RE: Support for ad-hoc query

2015-06-12 Thread SEAN_R_DURITY
I will note here that the limitations on ad-hoc querying (and aggregates) make 
it much more difficult to deal with data quality problems, QA testing, and 
similar efforts, especially where people are used to a more relational, ad-hoc 
model. We have often had to extract data from Cassandra to Hadoop for querying 
by hive.

Example: “We found a few records with incorrect data. How many more records 
like that are out there?”


Sean Durity

From: Peter Lin [mailto:wool...@gmail.com]
Sent: Wednesday, June 10, 2015 8:17 AM
To: user@cassandra.apache.org
Subject: Re: Support for ad-hoc query


I'll second Jack's detailed response and add that you really should do some 
discovery to figure out what kinds of queries you may need to support.
It might not be possible and often that is the case, but it's worth while to 
ask the end users what kind of reports they need to run. Allowing arbitrary 
ad-hoc queries is a known anti-pattern for cassandra. If the system needs to 
query multiple cf to derive/calculate some result, using Cassandra alone isn't 
going to do it. You'll need some other system to give you better query 
capabilities like Hive.
If you need data warehouse like features, look at http://www.kylin.io/ . They 
are doing some interesting things.
peter

On Wed, Jun 10, 2015 at 7:58 AM, Jack Krupansky 
mailto:jack.krupan...@gmail.com>> wrote:
Knowing your queries in advance is a hard-core requirement for effective 
deployment of Cassandra. Ad hoc queries are a very clear anti-pattern for 
Cassandra. DSE Search does provide support for advanced, complex, and ad hoc 
queries.
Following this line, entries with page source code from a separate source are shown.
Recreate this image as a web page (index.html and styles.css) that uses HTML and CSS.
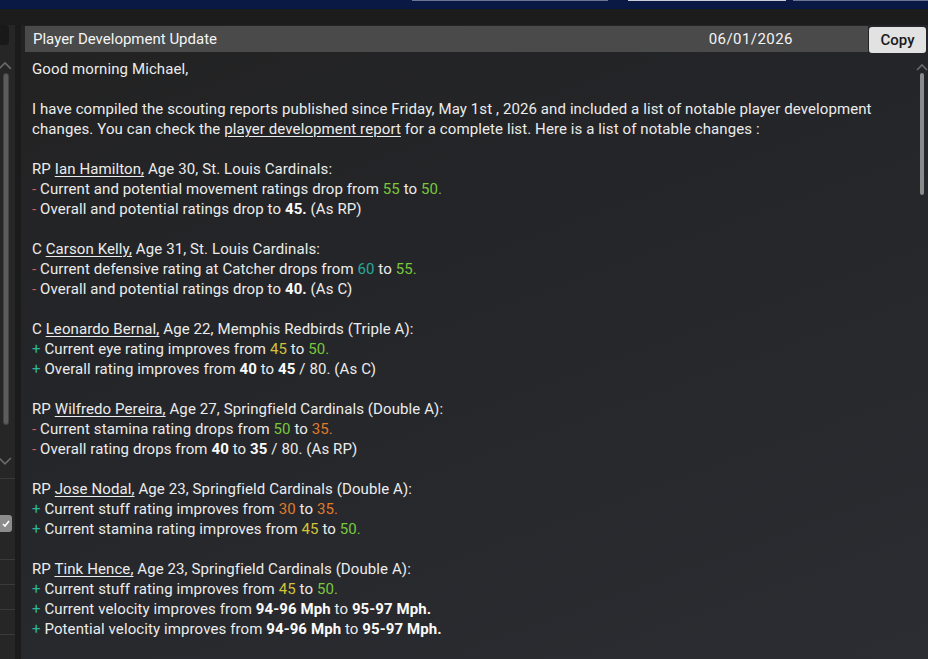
FILE: index.html
```html
<!DOCTYPE html>
<html>
<head>
<meta charset="utf-8">
<link rel="stylesheet" href="styles.css">
</head>
<body>
<div class="topbar">
  <div class="tab tab-a"></div>
  <div class="tab tab-b"></div>
  <div class="tab tab-c"></div>
</div>
<div class="strip"></div>
<div class="frame">
  <aside class="side">
    <div class="side-box"></div>
    <svg class="chev" width="14" height="10" viewBox="0 0 14 10"><path d="M1 8 L7 2 L13 8" fill="none" stroke="#6a6a6a" stroke-width="1.6"/></svg>
    <div class="side-track"></div>
    <svg class="chev chev-down" width="14" height="10" viewBox="0 0 14 10"><path d="M1 2 L7 8 L13 2" fill="none" stroke="#6a6a6a" stroke-width="1.6"/></svg>
    <div class="side-rows">
      <div class="side-row first"><div class="side-check"><svg width="10" height="8" viewBox="0 0 10 8"><path d="M2 4 L4 6 L8 1" fill="none" stroke="#fff" stroke-width="1.6"/></svg></div></div>
      <div class="side-row"></div>
      <div class="side-row"></div>
      <div class="side-row"></div>
      <div class="side-row"></div>
    </div>
  </aside>
  <div class="divider"></div>
  <main class="panel">
    <div class="head">
      <div class="title-bar">
        <span class="title">Player Development Update</span>
        <span class="date">06/01/2026</span>
      </div>
      <button class="copy">Copy</button>
    </div>
    <div class="body">
      <div class="content">
        <p>Good morning Michael,</p>
        <p>I have compiled the scouting reports published since Friday, May 1st , 2026 and included a list of notable player development changes. You can check the <u>player development report</u> for a complete list. Here is a list of notable changes :</p>
        <p>RP <u>Ian Hamilton,</u> Age 30, St. Louis Cardinals:<br>
        <span class="minus">-</span> Current and potential movement ratings drop from <span class="g">55</span> to <span class="g">50.</span><br>
        <span class="minus">-</span> Overall and potential ratings drop to <b>45.</b> (As RP)</p>
        <p>C <u>Carson Kelly,</u> Age 31, St. Louis Cardinals:<br>
        <span class="minus">-</span> Current defensive rating at Catcher drops from <span class="t">60</span> to <span class="g">55.</span><br>
        <span class="minus">-</span> Overall and potential ratings drop to <b>40.</b> (As C)</p>
        <p>C <u>Leonardo Bernal,</u> Age 22, Memphis Redbirds (Triple A):<br>
        <span class="plus">+</span> Current eye rating improves from <span class="y">45</span> to <span class="g">50.</span><br>
        <span class="plus">+</span> Overall rating improves from <b>40</b> to <b>45</b> / 80. (As C)</p>
        <p>RP <u>Wilfredo Pereira,</u> Age 27, Springfield Cardinals (Double A):<br>
        <span class="minus">-</span> Current stamina rating drops from <span class="g">50</span> to <span class="o">35.</span><br>
        <span class="minus">-</span> Overall rating drops from <b>40</b> to <b>35</b> / 80. (As RP)</p>
        <p>RP <u>Jose Nodal,</u> Age 23, Springfield Cardinals (Double A):<br>
        <span class="plus">+</span> Current stuff rating improves from <span class="o">30</span> to <span class="o">35.</span><br>
        <span class="plus">+</span> Current stamina rating improves from <span class="y">45</span> to <span class="g">50.</span></p>
        <p>RP <u>Tink Hence,</u> Age 23, Springfield Cardinals (Double A):<br>
        <span class="plus">+</span> Current stuff rating improves from <span class="y">45</span> to <span class="g">50.</span><br>
        <span class="plus">+</span> Current velocity improves from <b>94-96 Mph</b> to <b>95-97 Mph.</b><br>
        <span class="plus">+</span> Potential velocity improves from <b>94-96 Mph</b> to <b>95-97 Mph.</b></p>
      </div>
      <div class="scroll">
        <svg class="chev-r" width="12" height="8" viewBox="0 0 12 8"><path d="M1 7 L6 2 L11 7" fill="none" stroke="#6a6a6a" stroke-width="1.6"/></svg>
        <div class="thumb"></div>
      </div>
    </div>
  </main>
</div>
</body>
</html>
```
FILE: styles.css
```css
html, body {
  margin: 0;
  padding: 0;
}
body {
  width: 928px;
  height: 659px;
  overflow: hidden;
  background: #1c1c1c;
  font-family: Roboto, "Liberation Sans", sans-serif;
  color: #ececec;
}
.topbar {
  height: 9px;
  background: #0a1944;
  position: relative;
}
.tab {
  position: absolute;
  top: 0;
  height: 1px;
  background: #6b7592;
}
.tab-a { left: 412px; width: 196px; }
.tab-b { left: 628px; width: 158px; background: #c9ccd6; }
.tab-c { left: 793px; width: 135px; }
.strip {
  height: 16px;
  background: #1c1c1c;
}
.frame {
  display: flex;
  height: 634px;
}
.side {
  width: 15px;
  background: #262626;
  display: flex;
  flex-direction: column;
}
.side-box {
  width: 9px;
  height: 20px;
  background: #191919;
  border-radius: 0 4px 4px 0;
}
.chev {
  margin: 16px 0 0 -2px;
}
.side-track {
  width: 4px;
  margin: 2px 0 0 3px;
  height: 356px;
  background: #5c5c5c;
  border: 1px solid #444;
  border-radius: 3px;
}
.chev-down {
  margin-top: 31px;
}
.side-rows {
  margin-top: 12px;
  display: flex;
  flex-direction: column;
}
.side-row {
  height: 24px;
  border-top: 1px solid #3a3a3a;
}
.side-row.first {
  height: 80px;
}
.side-check {
  width: 12px;
  height: 17px;
  margin-top: 36px;
  background: #8c8c8c;
  border-radius: 0 3px 3px 0;
  display: flex;
  align-items: center;
  justify-content: center;
}
.divider {
  width: 6px;
  background: #1b1b1b;
}
.panel {
  flex: 1;
  background: linear-gradient(160deg, #222222 0%, #25262a 45%, #2b2d32 100%);
  display: flex;
  flex-direction: column;
}
.head {
  display: flex;
  align-items: flex-start;
  padding: 1px 2px 0 4px;
  height: 27px;
}
.title-bar {
  flex: 1;
  height: 26px;
  background: #4a4a4a;
  display: flex;
  align-items: center;
  justify-content: space-between;
  padding: 0 75px 0 8px;
  font-size: 15px;
  color: #f4f4f4;
}
.date {
  letter-spacing: 0.45px;
}
.copy {
  width: 57px;
  height: 26px;
  margin: 1px 0 0 1px;
  border: none;
  border-radius: 3px;
  background: #e2e2e2;
  color: #1a1a1a;
  font-family: Roboto, "Liberation Sans", sans-serif;
  font-size: 15px;
  font-weight: 500;
  padding: 0;
}
.body {
  flex: 1;
  display: flex;
  min-height: 0;
}
.content {
  flex: 1;
  padding: 6px 0 0 11px;
  font-size: 15px;
  letter-spacing: 0.1px;
  line-height: 20px;
}
.content p {
  margin: 0 0 20px 0;
}
.content u {
  text-underline-offset: 2px;
}
.content b {
  font-weight: 700;
  color: #fafafa;
}
.minus { color: #d65a5a; }
.plus { color: #2db598; }
.g { color: #78c83c; }
.t { color: #27a99a; }
.y { color: #d3c23a; }
.o { color: #e07b2a; }
.scroll {
  width: 13px;
  display: flex;
  flex-direction: column;
  align-items: center;
  padding-top: 10px;
}
.thumb {
  width: 4px;
  height: 122px;
  margin-top: 2px;
  background: #8a8a8a;
  border-radius: 2px;
}
```
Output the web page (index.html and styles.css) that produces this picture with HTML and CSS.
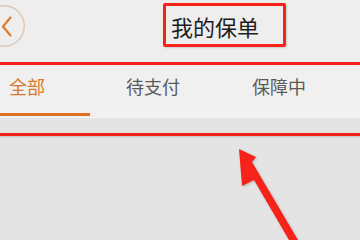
FILE: index.html
```html
<!DOCTYPE html>
<html lang="zh-CN">
<head>
  <meta charset="UTF-8">
  <meta name="viewport" content="width=device-width, initial-scale=1.0">
  <title>我的保单</title>
  <link rel="stylesheet" href="styles.css">
</head>
<body>
  <div class="screen">
    <header class="topbar">
      <button class="back" type="button">
        <svg width="42" height="42" viewBox="0 0 42 42">
          <circle cx="21" cy="21" r="20.3" fill="none" stroke="#dbc7b6" stroke-width="1.4"/>
          <path d="M27.5 12.5 L20 21.5 L27.5 30.5" fill="none" stroke="#e07a2c" stroke-width="2.2" stroke-linecap="round" stroke-linejoin="round"/>
        </svg>
      </button>
      <h1 class="title">我的保单</h1>
    </header>

    <nav class="tabs">
      <a class="tab active">全部</a>
      <a class="tab">待支付</a>
      <a class="tab">保障中</a>
    </nav>

    <div class="content"></div>

    <!-- annotation marks -->
    <div class="mark mark-title"></div>
    <div class="mark mark-tabs"></div>
    <svg class="mark-arrow" width="360" height="240" viewBox="0 0 360 240">
      <polygon points="239,149 256,157 252,162 298,240 289,240 254,180 242,186" fill="#f7231b"/>
    </svg>
  </div>
</body>
</html>
```

FILE: styles.css
```css
* {
  box-sizing: border-box;
}

body {
  margin: 0;
  font-family: "Noto Sans CJK SC", "Noto Sans", sans-serif;
  background-color: #e4e4e4;
}

.screen {
  position: relative;
  width: 360px;
  height: 240px;
  overflow: hidden;
  background-color: #e4e4e4;
}

.topbar {
  display: flex;
  align-items: flex-start;
  height: 62px;
  padding-top: 5px;
  background-color: #eeeeee;
}

.back {
  width: 42px;
  height: 42px;
  margin-left: -17px;
  padding: 0;
  border: none;
  background: none;
}

.back svg {
  display: block;
}

.title {
  margin: 10px 0 0 146px;
  font-size: 22px;
  line-height: 22px;
  font-weight: 400;
  color: #1e1e1e;
}

.tabs {
  display: flex;
  margin-left: -36px;
  background-color: #f0f0f0;
  border-bottom: 1px solid #f6f6f6;
}

.tab {
  position: relative;
  width: 126px;
  height: 55px;
  padding-top: 15px;
  text-align: center;
  font-size: 18px;
  line-height: 18px;
  color: #5a5a5a;
}

.tab.active {
  color: #d9772a;
}

.tab.active::after {
  content: "";
  position: absolute;
  left: 0;
  right: 0;
  bottom: 1px;
  height: 3px;
  background-color: #df6f1e;
}

.content {
  height: 130px;
}

.mark {
  position: absolute;
  border: 3px solid #f7231b;
  border-radius: 2px;
  box-shadow: 1px 1px 2px rgba(0, 0, 0, 0.15);
}

.mark-title {
  top: 3px;
  left: 163px;
  width: 123px;
  height: 44px;
}

.mark-tabs {
  top: 62px;
  left: -6px;
  right: -6px;
  height: 74px;
}

.mark-arrow {
  position: absolute;
  top: 0;
  left: 0;
  pointer-events: none;
  filter: drop-shadow(1px 1px 1px rgba(0, 0, 0, 0.2));
}
```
Stratio and TupleJump Stargate can also be used.

Back to the question of what you mean by ad hoc queries:

1. Do you expect real-time results, like sub-second, or are these long-running 
queries that might take seconds, 10 seconds or more, or even minutes to run?
2. Will they be very rare or quite frequent - how much load do you expect them 
to place on the cluster?
3. How complex do you expect them to be - how many clauses and operators?
4. What is their net cardinality - are they selecting just a few rows or many 
rows?
5. Do they have individual query clauses that select many rows even if the net 
combination of all select clauses is not so many rows?

The requirement to perform advanced, complex, and ad hoc queries using DSE 
Search or the other techniques will almost certainly require that you use 
moderately more capable hardware, especially more RAM, for each node, and 
probably more nodes as well to reduce the row count per node since ad hoc 
queries will tend to be compute-intensive based on number of rows on the node.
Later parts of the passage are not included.